Yahoo looks for growth opportunities as it hires two scientists to head up its research in online markets and social networks.

Elinor Mills Former Staff Writer
Elinor Mills covers Internet security and privacy. She joined CNET News in 2005 after working as a foreign correspondent for Reuters in Portugal and writing for The Industry Standard, the IDG News Service and the Associated Press.
Elinor Mills
2 min read
Yahoo is hiring two scientists in the areas of economics and sociology to head up its research in online markets and social networks, the company is expected to announce Thursday.

R. Preston McAfee, the J. Stanley Johnson professor of business, economics and management at the California Institute of Technology, will be a vice president and research fellow leading Yahoo's microeconomics research group.
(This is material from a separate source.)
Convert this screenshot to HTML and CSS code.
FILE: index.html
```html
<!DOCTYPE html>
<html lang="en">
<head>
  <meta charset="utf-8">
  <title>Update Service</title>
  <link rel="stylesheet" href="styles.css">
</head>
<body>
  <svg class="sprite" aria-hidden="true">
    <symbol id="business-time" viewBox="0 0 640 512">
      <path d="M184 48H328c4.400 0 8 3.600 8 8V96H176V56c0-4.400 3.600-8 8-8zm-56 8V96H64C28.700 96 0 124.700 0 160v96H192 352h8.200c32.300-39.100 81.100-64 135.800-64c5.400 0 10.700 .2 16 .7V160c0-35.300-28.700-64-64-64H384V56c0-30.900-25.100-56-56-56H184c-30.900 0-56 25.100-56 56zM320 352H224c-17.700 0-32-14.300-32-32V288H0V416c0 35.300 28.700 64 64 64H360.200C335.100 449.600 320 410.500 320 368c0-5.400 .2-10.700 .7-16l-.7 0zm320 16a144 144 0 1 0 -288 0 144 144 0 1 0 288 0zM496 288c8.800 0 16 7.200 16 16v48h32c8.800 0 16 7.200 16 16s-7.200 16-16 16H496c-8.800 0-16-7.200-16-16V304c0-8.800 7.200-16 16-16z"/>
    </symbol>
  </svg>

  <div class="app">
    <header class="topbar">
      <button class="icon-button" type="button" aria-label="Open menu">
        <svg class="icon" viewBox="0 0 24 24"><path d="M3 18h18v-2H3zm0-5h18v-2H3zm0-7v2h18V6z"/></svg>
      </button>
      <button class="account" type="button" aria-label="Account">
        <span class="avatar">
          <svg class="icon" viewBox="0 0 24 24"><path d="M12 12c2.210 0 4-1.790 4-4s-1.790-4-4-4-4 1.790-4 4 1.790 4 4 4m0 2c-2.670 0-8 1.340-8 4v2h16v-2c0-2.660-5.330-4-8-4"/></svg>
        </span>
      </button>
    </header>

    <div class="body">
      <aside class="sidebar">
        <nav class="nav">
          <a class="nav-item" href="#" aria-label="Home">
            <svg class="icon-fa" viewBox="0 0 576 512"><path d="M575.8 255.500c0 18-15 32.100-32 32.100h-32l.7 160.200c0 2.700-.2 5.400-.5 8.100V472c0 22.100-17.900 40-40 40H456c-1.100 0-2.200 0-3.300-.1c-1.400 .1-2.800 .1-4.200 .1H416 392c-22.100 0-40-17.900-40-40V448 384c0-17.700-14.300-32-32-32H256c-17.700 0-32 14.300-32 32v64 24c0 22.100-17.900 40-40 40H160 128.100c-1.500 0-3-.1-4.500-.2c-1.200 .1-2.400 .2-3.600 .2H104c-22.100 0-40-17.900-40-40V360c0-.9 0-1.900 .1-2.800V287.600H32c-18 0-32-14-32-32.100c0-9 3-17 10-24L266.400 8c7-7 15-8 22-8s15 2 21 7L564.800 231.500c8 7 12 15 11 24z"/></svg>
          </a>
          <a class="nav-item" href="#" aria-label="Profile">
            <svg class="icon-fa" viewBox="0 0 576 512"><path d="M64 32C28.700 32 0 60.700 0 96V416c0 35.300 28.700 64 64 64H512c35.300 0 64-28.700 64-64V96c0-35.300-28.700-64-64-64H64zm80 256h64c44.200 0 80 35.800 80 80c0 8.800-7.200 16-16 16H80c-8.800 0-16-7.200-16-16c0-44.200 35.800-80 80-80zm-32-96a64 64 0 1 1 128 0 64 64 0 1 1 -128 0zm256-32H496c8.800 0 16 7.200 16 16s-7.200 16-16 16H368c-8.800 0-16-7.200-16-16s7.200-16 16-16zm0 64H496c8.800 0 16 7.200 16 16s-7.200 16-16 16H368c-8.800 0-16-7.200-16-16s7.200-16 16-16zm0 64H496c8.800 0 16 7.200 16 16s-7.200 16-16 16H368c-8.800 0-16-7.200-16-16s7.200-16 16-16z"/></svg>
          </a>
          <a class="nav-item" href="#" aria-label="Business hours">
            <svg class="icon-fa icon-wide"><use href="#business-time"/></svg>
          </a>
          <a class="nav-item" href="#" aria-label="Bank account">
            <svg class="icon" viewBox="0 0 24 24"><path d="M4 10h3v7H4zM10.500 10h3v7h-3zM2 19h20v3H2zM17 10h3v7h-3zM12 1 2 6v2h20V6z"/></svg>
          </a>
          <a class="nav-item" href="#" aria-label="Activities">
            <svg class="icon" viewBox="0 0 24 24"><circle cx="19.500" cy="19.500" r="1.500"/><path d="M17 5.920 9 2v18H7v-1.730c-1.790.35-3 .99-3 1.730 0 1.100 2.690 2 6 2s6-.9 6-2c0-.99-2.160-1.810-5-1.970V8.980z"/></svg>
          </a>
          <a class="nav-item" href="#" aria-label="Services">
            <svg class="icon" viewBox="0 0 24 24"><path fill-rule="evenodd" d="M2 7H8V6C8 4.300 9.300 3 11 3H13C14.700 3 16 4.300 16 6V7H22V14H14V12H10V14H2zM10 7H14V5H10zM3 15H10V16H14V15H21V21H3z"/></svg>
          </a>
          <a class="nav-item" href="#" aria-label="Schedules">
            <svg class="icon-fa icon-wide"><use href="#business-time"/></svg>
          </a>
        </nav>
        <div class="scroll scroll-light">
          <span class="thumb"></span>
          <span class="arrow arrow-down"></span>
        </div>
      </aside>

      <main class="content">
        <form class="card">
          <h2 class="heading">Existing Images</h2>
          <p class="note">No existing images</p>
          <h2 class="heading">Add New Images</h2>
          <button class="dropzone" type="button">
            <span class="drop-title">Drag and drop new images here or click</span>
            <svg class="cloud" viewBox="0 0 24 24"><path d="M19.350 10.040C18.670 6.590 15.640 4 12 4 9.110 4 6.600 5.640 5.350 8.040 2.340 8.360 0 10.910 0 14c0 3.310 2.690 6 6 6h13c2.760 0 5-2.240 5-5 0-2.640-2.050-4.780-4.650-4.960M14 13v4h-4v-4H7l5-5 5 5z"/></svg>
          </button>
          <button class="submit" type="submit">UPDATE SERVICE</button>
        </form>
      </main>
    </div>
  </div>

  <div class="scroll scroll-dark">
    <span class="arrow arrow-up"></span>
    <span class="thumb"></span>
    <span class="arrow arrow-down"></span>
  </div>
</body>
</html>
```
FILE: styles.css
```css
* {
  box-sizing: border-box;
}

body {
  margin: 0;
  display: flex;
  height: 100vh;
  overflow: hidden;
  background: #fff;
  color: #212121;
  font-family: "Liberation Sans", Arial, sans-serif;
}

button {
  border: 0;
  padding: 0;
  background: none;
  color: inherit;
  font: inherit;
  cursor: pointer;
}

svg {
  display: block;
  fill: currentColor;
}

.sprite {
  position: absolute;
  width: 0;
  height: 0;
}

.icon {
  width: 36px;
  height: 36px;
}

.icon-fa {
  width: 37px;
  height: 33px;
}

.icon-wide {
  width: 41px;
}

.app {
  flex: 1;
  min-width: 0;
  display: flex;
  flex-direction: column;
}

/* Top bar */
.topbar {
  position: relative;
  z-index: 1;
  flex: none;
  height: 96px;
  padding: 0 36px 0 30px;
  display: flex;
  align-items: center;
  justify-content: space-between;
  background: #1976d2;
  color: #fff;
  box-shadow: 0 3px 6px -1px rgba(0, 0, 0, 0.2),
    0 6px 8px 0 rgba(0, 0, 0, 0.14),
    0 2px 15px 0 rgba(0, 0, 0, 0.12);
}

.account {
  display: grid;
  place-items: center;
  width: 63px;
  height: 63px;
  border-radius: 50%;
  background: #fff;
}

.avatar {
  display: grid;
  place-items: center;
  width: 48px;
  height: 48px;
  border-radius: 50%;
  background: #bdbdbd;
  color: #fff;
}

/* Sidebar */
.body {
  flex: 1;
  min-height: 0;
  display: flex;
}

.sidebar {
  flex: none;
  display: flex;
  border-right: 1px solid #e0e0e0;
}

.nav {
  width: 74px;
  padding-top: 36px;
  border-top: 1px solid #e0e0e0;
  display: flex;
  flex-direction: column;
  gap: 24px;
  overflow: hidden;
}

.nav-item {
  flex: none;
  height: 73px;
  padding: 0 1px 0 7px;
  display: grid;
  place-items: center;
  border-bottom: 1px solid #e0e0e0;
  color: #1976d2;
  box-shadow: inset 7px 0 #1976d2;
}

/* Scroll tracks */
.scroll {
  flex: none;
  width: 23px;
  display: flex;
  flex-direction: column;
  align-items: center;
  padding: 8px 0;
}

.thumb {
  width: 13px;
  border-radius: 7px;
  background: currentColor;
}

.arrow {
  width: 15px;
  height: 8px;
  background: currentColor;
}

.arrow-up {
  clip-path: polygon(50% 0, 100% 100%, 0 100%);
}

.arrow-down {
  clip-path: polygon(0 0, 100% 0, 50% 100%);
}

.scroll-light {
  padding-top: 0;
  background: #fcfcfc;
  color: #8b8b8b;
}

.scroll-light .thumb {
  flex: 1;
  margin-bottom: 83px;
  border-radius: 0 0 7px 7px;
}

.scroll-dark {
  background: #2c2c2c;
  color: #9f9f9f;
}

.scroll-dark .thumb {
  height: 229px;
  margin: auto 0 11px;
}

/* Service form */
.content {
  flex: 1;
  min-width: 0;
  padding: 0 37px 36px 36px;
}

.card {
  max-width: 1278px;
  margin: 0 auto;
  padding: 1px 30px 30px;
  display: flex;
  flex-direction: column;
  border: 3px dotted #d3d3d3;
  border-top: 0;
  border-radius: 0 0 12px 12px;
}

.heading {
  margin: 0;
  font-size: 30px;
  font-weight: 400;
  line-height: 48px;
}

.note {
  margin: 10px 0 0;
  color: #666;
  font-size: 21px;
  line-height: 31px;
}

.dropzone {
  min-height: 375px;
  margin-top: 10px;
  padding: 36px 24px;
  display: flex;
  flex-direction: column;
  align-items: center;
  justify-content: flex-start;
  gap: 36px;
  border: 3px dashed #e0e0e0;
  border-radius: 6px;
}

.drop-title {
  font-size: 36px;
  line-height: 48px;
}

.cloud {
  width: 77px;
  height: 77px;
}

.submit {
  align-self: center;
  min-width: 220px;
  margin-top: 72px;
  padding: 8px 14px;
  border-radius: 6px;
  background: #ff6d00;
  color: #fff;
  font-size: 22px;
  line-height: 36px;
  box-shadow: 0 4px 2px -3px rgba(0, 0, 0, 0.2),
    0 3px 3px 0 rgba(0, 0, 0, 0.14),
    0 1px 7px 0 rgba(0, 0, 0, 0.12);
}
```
McAfee earned a master's degree in economics and mathematics and a doctoral degree in economics from Purdue University and will work out of Yahoo's offices in Burbank, Calif.

Duncan Watts, professor of sociology at Columbia University, where he was director of the Collective Dynamics Group, and author of Six Degrees: The Science of a Connected Age, will lead Yahoo's research in human social dynamics, including social networks and collaborative problem solving. He received a bachelor's degree in physics from the University of New South Wales and a doctoral degree in theoretical and applied mechanics from Cornell University and will be based out of Yahoo's New York City offices.

Preston McAfee Preston McAfee

Social networks and markets are the only two areas outside of computer science that represent departments in Yahoo's research unit. Both areas are key to Yahoo and represent growth opportunities for the search firm. The company recently announced plans to acquire online display ad exchange Right Media and it owns the HotJobs employment and Yahoo Personals marketplaces. With popular sites like Flickr and Yahoo Answers, Yahoo also is arguably one of the largest social media platforms on the Web.

Yahoo has assembled "the largest group of academic-level economists in a corporate environment since Bell Labs," McAfee said. "We're not focused on immediate product development, but on where we see these markets going...(The Internet) is the next frontier of the application of market design in the real world."

Duncan Watts Duncan Watts

Watts said his areas of interest include "trying to understand how social networks and communities evolve over time, how people influence each others' behavior and how people find things that are useful."

Both researchers said they were attracted to the university-style environment at Yahoo Research, which accommodates collaboration with outside academics. The men join other notable researchers and research fellows at Yahoo, including Andrei Broder, Raghu Ramakrishnan, Larry Tesler, Andrew Tomkins, Michael Schwartz and Ricardo Baeza-Yates.

Having researchers who aren't focused on computer science will not only help Yahoo improve its product and service development, but could lead to advances in the development of technologies underlying the Internet, said Prabhakar Raghavan, head of Yahoo Research. "The viewpoint and way of thinking (of researchers) is different from people like myself who come from a computer science background," he said.

Yahoo has incorporated algorithmic research into its social media and search platforms and has leveraged research on marketplace design and pricing mechanisms for sponsored search.